• Task data:
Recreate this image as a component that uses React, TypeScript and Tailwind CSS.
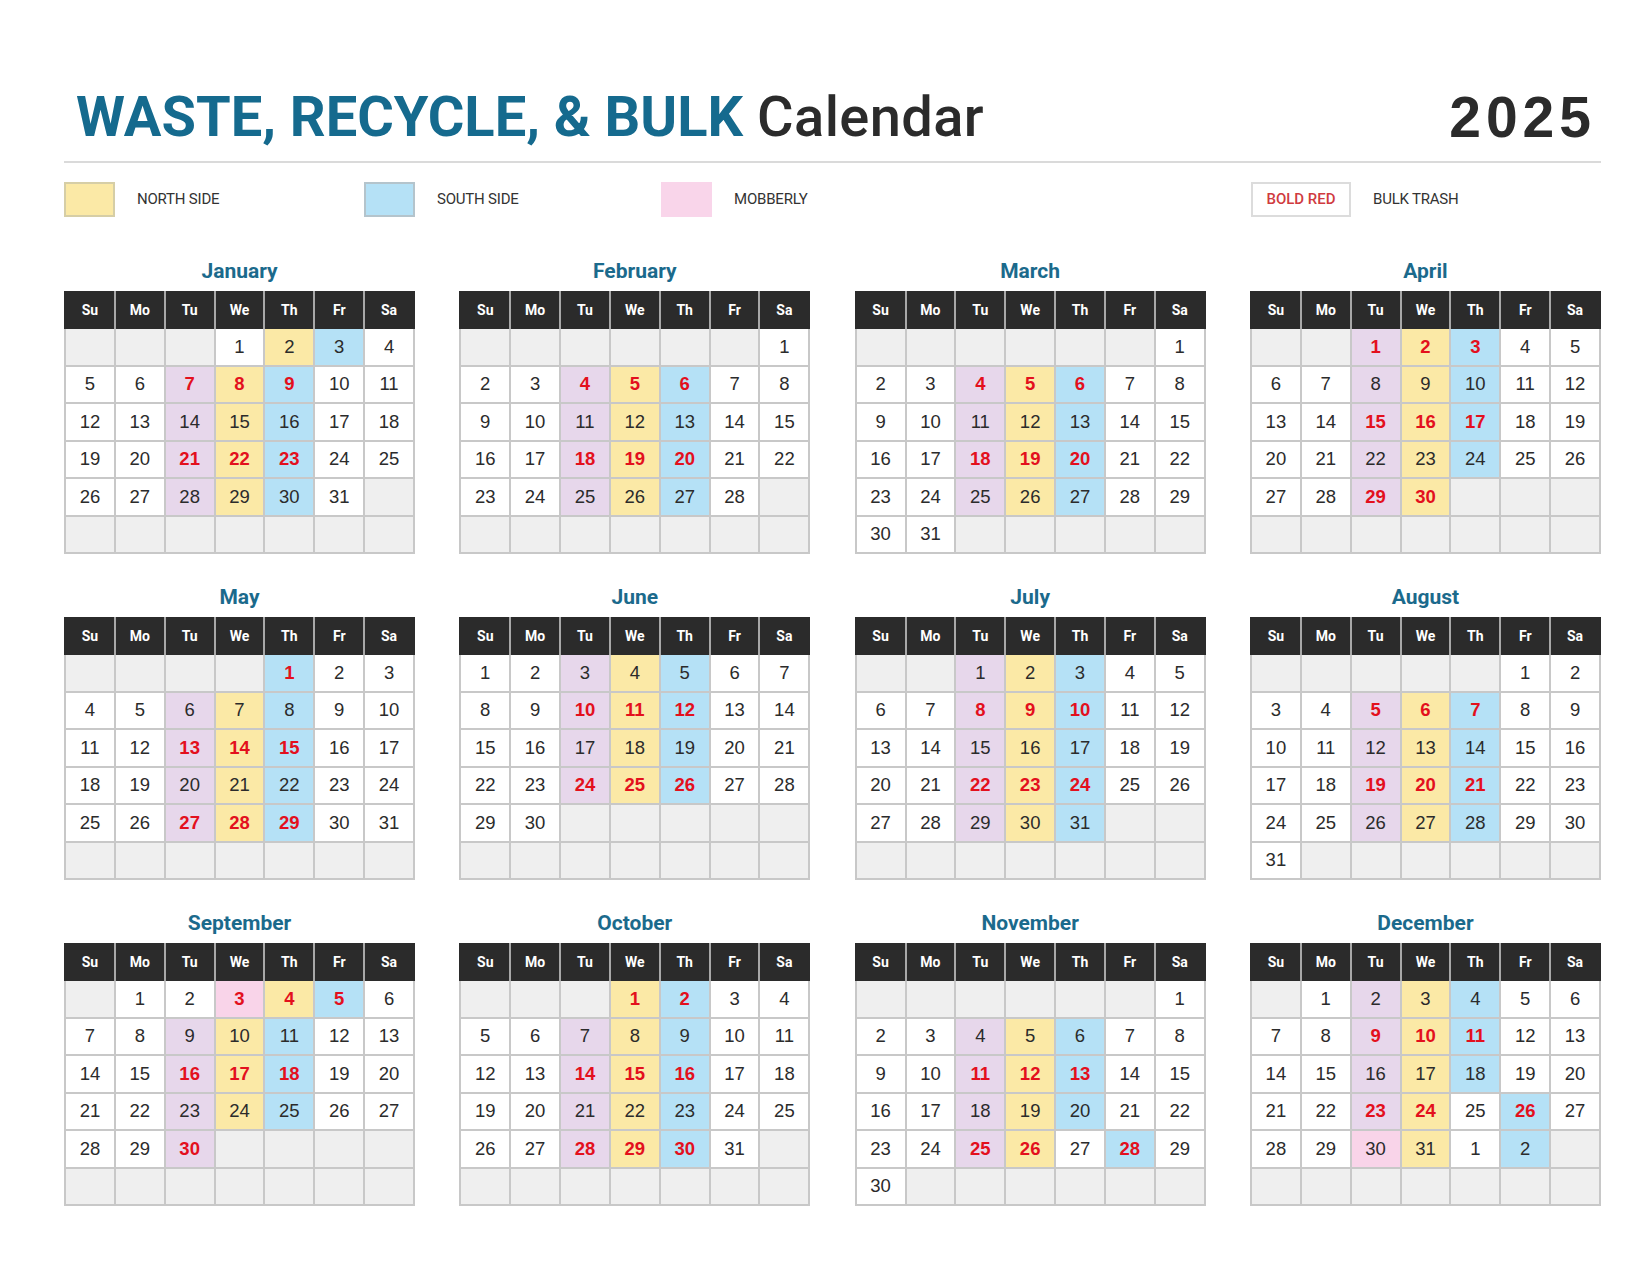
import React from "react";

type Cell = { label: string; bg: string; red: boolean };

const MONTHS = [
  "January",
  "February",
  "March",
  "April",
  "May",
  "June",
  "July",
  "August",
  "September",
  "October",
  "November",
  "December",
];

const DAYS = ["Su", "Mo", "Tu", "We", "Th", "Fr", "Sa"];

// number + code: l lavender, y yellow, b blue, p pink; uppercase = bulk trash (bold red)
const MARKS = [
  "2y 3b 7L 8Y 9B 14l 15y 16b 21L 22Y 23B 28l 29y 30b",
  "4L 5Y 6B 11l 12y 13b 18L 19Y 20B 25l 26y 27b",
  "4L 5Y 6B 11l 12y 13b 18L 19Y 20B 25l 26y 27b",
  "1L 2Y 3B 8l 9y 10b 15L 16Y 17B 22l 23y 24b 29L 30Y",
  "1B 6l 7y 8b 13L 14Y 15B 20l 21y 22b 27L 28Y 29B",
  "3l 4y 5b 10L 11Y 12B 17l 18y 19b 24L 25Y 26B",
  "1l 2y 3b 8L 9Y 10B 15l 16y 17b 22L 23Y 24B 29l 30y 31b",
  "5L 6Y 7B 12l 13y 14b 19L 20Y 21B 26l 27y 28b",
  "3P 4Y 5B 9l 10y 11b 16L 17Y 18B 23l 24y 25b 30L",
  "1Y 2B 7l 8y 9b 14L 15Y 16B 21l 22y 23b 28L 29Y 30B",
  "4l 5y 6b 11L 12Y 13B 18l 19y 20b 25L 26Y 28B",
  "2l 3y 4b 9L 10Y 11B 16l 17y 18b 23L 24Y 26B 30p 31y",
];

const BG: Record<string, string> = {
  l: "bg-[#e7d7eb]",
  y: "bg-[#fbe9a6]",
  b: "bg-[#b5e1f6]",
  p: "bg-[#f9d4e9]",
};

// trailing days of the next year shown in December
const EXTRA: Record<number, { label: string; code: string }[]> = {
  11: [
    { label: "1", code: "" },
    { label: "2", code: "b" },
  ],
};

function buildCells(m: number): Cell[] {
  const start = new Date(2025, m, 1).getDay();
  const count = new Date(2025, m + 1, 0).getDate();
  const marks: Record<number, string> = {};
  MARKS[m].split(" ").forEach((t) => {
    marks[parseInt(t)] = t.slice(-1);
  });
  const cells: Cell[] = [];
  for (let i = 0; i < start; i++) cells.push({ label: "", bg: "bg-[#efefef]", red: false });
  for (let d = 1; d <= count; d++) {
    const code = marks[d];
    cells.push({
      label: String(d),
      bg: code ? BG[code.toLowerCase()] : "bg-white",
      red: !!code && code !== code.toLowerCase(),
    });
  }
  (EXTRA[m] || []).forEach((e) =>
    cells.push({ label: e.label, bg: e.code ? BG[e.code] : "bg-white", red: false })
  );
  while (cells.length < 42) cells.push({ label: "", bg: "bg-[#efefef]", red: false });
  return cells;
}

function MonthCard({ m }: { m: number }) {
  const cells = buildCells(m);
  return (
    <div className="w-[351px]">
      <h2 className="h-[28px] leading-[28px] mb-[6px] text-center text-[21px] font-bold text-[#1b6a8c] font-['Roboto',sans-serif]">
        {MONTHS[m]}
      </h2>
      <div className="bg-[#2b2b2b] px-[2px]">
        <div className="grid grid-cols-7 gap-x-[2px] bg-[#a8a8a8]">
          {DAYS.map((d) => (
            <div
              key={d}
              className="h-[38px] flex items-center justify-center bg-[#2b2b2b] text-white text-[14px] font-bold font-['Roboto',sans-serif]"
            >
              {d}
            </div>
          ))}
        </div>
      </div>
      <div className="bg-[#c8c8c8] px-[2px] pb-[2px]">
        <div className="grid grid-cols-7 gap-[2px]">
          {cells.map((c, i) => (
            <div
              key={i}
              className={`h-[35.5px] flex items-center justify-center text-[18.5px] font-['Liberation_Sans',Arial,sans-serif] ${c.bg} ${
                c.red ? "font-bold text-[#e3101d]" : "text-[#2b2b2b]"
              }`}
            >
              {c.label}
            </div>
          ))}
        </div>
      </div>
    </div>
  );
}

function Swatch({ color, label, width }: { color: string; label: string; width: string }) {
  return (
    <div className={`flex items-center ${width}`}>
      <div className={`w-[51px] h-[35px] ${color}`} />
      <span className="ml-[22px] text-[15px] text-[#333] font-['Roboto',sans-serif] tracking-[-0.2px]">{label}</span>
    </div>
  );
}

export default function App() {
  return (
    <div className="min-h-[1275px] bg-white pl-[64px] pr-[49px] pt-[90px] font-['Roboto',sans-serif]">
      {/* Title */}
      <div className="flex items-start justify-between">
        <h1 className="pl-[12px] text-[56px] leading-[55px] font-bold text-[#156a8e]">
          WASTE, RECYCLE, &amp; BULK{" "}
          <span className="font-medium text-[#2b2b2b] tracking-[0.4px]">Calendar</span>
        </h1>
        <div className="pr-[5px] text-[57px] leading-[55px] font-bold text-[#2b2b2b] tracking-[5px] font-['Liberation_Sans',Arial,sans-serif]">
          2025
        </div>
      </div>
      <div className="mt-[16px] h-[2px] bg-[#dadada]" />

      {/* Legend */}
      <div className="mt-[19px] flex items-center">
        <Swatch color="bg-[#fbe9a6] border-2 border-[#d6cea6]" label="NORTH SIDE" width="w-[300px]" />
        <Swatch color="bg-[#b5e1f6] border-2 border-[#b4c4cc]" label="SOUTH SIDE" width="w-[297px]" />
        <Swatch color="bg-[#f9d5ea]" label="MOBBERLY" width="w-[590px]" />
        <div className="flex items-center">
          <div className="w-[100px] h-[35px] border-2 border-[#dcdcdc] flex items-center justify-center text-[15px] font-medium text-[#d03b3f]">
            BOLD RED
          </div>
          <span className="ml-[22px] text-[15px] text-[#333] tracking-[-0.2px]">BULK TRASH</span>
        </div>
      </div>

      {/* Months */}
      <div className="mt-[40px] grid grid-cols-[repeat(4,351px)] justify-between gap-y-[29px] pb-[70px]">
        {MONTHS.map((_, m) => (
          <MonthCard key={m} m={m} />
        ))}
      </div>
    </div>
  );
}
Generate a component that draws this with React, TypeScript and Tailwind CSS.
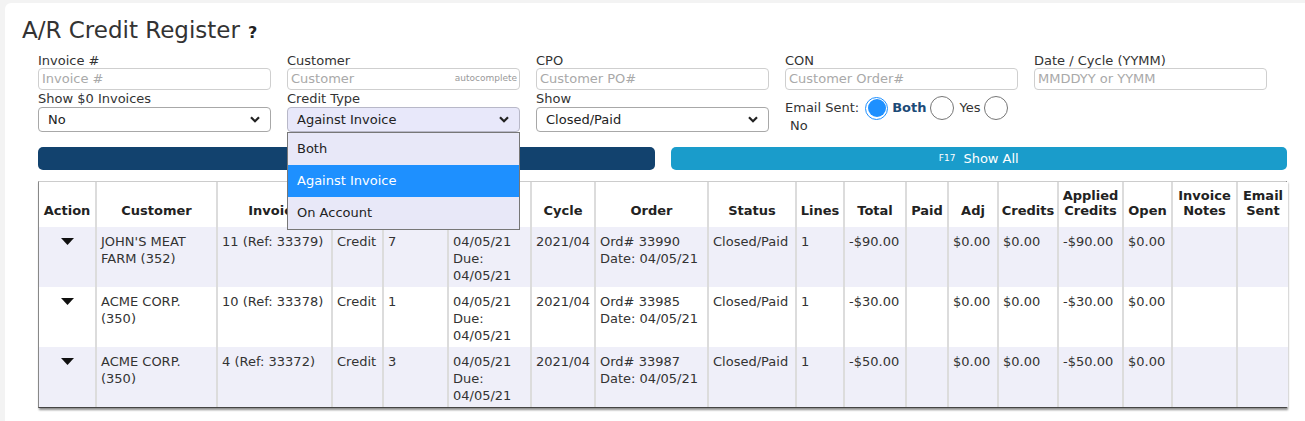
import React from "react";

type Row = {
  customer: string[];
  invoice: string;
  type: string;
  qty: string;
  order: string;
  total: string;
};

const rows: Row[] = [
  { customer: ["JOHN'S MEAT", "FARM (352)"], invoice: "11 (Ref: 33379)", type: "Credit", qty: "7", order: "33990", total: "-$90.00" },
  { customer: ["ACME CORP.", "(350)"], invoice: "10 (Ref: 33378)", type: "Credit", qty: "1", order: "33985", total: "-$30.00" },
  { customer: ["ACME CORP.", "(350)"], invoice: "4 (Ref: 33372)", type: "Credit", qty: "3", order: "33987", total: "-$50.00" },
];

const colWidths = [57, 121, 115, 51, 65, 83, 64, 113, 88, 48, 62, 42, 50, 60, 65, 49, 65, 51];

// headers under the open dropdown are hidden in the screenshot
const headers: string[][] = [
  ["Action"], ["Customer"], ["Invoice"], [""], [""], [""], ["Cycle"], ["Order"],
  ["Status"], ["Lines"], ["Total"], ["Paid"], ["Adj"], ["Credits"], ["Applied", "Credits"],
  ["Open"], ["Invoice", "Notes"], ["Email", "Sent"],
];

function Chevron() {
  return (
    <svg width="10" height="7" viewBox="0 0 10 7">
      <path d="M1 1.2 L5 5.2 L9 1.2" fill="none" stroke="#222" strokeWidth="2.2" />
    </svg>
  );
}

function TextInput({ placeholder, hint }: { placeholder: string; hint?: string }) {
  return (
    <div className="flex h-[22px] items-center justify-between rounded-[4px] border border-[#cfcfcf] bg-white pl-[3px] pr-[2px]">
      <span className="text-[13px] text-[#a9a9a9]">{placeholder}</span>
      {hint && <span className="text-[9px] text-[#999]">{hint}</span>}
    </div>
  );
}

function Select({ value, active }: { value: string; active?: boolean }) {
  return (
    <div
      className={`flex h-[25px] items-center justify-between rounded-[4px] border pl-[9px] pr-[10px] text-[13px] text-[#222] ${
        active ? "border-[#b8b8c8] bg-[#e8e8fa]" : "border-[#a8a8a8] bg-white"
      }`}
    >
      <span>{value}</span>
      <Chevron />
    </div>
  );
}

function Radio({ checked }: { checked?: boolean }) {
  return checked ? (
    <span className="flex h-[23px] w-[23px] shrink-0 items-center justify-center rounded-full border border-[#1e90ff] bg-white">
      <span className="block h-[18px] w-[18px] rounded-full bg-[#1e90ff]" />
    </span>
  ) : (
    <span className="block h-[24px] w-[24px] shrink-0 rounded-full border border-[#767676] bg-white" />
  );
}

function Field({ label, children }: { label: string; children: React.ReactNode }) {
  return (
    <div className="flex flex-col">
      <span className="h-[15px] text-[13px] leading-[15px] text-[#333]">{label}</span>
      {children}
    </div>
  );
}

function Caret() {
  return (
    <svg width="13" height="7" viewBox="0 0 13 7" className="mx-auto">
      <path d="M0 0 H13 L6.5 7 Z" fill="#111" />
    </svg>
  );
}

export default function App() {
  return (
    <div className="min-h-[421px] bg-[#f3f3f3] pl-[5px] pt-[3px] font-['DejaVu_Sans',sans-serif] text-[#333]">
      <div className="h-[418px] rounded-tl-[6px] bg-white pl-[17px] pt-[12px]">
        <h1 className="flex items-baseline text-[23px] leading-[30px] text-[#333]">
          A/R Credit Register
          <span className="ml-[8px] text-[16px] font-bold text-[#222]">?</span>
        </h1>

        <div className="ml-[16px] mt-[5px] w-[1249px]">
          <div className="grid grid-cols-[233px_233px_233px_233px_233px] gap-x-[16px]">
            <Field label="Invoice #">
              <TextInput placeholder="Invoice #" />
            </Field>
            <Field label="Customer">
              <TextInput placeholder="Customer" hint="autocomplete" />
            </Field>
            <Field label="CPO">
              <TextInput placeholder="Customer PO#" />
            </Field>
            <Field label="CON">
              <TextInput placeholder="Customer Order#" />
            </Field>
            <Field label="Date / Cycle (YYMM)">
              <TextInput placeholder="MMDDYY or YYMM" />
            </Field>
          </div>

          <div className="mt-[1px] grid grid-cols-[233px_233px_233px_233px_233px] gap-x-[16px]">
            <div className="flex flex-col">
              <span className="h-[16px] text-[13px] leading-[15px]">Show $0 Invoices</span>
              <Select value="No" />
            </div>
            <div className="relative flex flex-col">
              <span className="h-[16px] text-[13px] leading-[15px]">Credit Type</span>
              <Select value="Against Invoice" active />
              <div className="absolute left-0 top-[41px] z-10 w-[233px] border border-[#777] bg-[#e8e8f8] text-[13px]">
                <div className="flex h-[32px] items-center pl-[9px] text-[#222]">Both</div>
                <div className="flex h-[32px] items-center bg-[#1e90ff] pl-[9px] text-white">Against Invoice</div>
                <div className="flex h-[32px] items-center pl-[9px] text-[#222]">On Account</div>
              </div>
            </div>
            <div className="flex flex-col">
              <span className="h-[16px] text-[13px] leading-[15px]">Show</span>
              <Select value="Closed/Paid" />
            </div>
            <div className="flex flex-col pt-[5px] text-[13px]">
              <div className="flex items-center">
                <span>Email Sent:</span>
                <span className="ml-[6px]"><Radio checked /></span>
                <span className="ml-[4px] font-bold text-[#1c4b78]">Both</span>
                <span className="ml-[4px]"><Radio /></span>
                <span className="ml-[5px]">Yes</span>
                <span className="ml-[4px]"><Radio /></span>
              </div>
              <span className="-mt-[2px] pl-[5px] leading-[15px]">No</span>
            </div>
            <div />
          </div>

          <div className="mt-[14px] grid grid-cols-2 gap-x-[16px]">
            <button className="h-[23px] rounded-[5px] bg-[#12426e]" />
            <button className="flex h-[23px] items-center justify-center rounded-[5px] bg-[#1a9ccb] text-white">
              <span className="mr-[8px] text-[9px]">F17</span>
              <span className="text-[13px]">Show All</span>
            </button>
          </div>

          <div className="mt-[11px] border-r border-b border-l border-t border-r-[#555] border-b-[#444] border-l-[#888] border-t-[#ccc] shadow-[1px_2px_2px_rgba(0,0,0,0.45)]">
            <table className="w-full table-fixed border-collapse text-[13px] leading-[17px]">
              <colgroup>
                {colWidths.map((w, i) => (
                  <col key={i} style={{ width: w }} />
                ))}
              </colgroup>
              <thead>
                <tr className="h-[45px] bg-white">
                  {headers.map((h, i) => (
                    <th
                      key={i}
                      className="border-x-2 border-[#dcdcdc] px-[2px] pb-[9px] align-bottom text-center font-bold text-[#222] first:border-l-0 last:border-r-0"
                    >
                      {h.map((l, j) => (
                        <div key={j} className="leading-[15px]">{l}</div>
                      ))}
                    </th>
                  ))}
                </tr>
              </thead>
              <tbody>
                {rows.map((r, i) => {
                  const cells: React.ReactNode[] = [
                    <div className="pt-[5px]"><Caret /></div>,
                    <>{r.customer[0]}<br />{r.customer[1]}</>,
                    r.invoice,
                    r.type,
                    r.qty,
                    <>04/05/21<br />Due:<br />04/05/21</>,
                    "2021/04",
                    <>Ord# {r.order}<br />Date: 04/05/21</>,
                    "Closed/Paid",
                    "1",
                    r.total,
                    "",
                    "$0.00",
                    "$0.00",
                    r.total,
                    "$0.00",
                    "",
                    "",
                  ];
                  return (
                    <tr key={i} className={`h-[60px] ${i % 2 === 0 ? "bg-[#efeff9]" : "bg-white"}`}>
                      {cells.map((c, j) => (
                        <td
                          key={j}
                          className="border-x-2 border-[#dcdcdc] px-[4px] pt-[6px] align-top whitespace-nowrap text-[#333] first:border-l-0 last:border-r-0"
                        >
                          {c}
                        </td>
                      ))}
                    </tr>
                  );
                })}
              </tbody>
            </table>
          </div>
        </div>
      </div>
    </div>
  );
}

• What is being asked: Everything from the line with "Generate a component" down to the line with "49, 65, 51];" in the data above should be copied exactly, with both end lines kept and the pictures left out.

• Response to the task:
Generate a component that draws this with React, TypeScript and Tailwind CSS.
import React from "react";

type Row = {
  customer: string[];
  invoice: string;
  type: string;
  qty: string;
  order: string;
  total: string;
};

const rows: Row[] = [
  { customer: ["JOHN'S MEAT", "FARM (352)"], invoice: "11 (Ref: 33379)", type: "Credit", qty: "7", order: "33990", total: "-$90.00" },
  { customer: ["ACME CORP.", "(350)"], invoice: "10 (Ref: 33378)", type: "Credit", qty: "1", order: "33985", total: "-$30.00" },
  { customer: ["ACME CORP.", "(350)"], invoice: "4 (Ref: 33372)", type: "Credit", qty: "3", order: "33987", total: "-$50.00" },
];

const colWidths = [57, 121, 115, 51, 65, 83, 64, 113, 88, 48, 62, 42, 50, 60, 65, 49, 65, 51];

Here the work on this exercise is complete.